Организм X. усваивал страдание так плохо, что в конце концов ей пришлось отказаться от переживаний этого порядка. Она уехала на два месяца отдыхать и по возвращении больше не страдает, хотя жизнь по-прежнему проходит даром.
Что им делать с нашей болью — этим людям не своего времени, которых старый мир задумал веселыми, праздными* и неспособными думать?
Они не могут ни побороть боль, ни терпеть ее в силу уверенности угнетенных в том, что жизнь заведомо плачевна; ни гордиться ею в силу уверенности интеллигентов в том, что боль почетна; ни обращать ее в опыт и материал.
Из всех ресурсов им оставлено одно удивление... X. перед зеркалом мизинцем оттягивает кожу под глазом:
— Боже мой, сколько морщин... Что будет дальше?
— Дальше вы не будете их рассматривать. После тридцати лет люди перестают замечать у себя морщины под глазами.

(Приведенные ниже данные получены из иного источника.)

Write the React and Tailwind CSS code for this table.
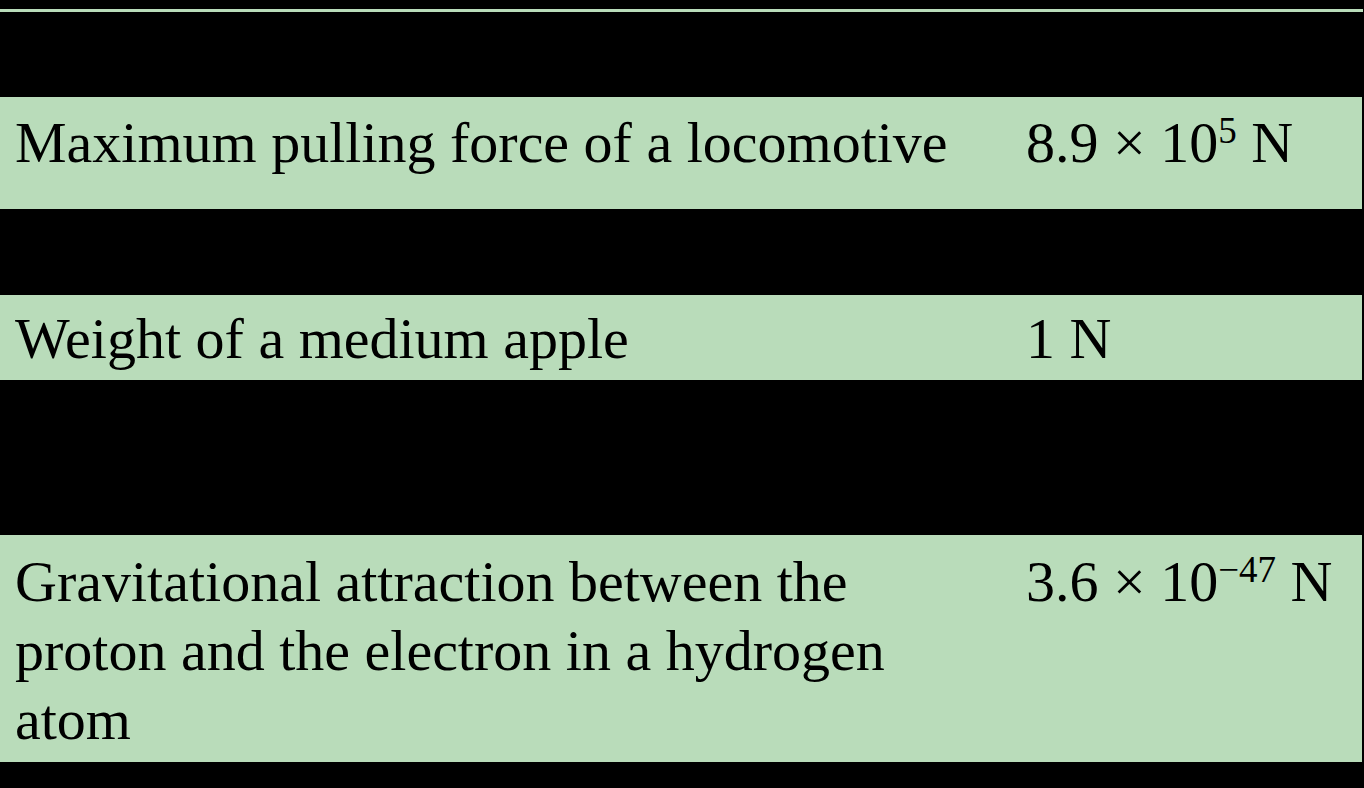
import React from 'react';

const rows = [
  {
    label: 'Maximum pulling force of a locomotive',
    base: '8.9 × 10',
    exp: '5',
    box: 'h-[112px] pt-[11px]',
  },
  {
    label: 'Weight of a medium apple',
    base: '1 N',
    exp: null,
    box: 'h-[85px] pt-[9px]',
  },
  {
    label: 'Gravitational attraction between the proton and the electron in a hydrogen atom',
    base: '3.6 × 10',
    exp: '−47',
    box: 'h-[227px] pt-[12px]',
  },
];

// black gaps between the green rows
const gaps = ['h-[85px]', 'h-[86px]', 'h-[155px]'];

const Row = ({ row }) => (
  <div className={`grid grid-cols-[1011px_1fr] w-[1362px] bg-[#b9dcba] text-black ${row.box}`}>
    <div className="pl-[15px] pr-[40px]">{row.label}</div>
    <div className="pl-[15px] whitespace-nowrap">
      {row.base}
      {row.exp && (
        <>
          <span className="text-[37px] leading-[0] align-[19px]">{row.exp}</span> N
        </>
      )}
    </div>
  </div>
);

const App = () => {
  return (
    <div
      className="w-[1364px] h-[788px] bg-black overflow-hidden text-[58px] leading-[69px]"
      style={{ fontFamily: '"Liberation Serif", "Times New Roman", serif' }}
    >
      <div className="h-[9px]" />
      <div className="h-[3px] w-[1363px] bg-[#b9dcba]" />
      {rows.map((row, i) => (
        <React.Fragment key={i}>
          <div className={gaps[i]} />
          <Row row={row} />
        </React.Fragment>
      ))}
    </div>
  );
};

export default App;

Различаю три категории деятельности: творчество, работа и халтура. Прибавим к этому две категории возможных (или невозможных для нас) благ: активизация и деньги. Различные соотношения этих элементов и образуют формы нашего профессионального бытия.
– --------------
* То есть относительно праздными. Необходимо отличать общественно полезную занятость от занятости как таковой. Светская женщина была страшно занята не только по распределению времени, обязательному и в значительной мере независимому от ее воли, но и по обилию целей и предметов вожделения, заполняющих вокруг нее пространство. Современная женщина этой психической структуры очутилась в такой пустоте, что она спешит поступить на службу.
На первой стадии (институтской-) была установка на творчество плюс активизация. В высшей степени наивная установка, которая окончательно провалилась около 1928 года.
Вторая стадия характеризуется установкой на работу плюс активизация и деньги (профессионализм). Для меня — и не для меня только — эта установка провалилась в исходе 1932 года.
Начинается третья стадия, в которой я усматриваю сочетание творчества с халтурой (за халтуру платят). Халтура имеет перед поденной работой то преимущество, что она оставляет голову относительно свободной. Не хочу быть больше животным, которое десять часов в день пишет не очень хорошие книги.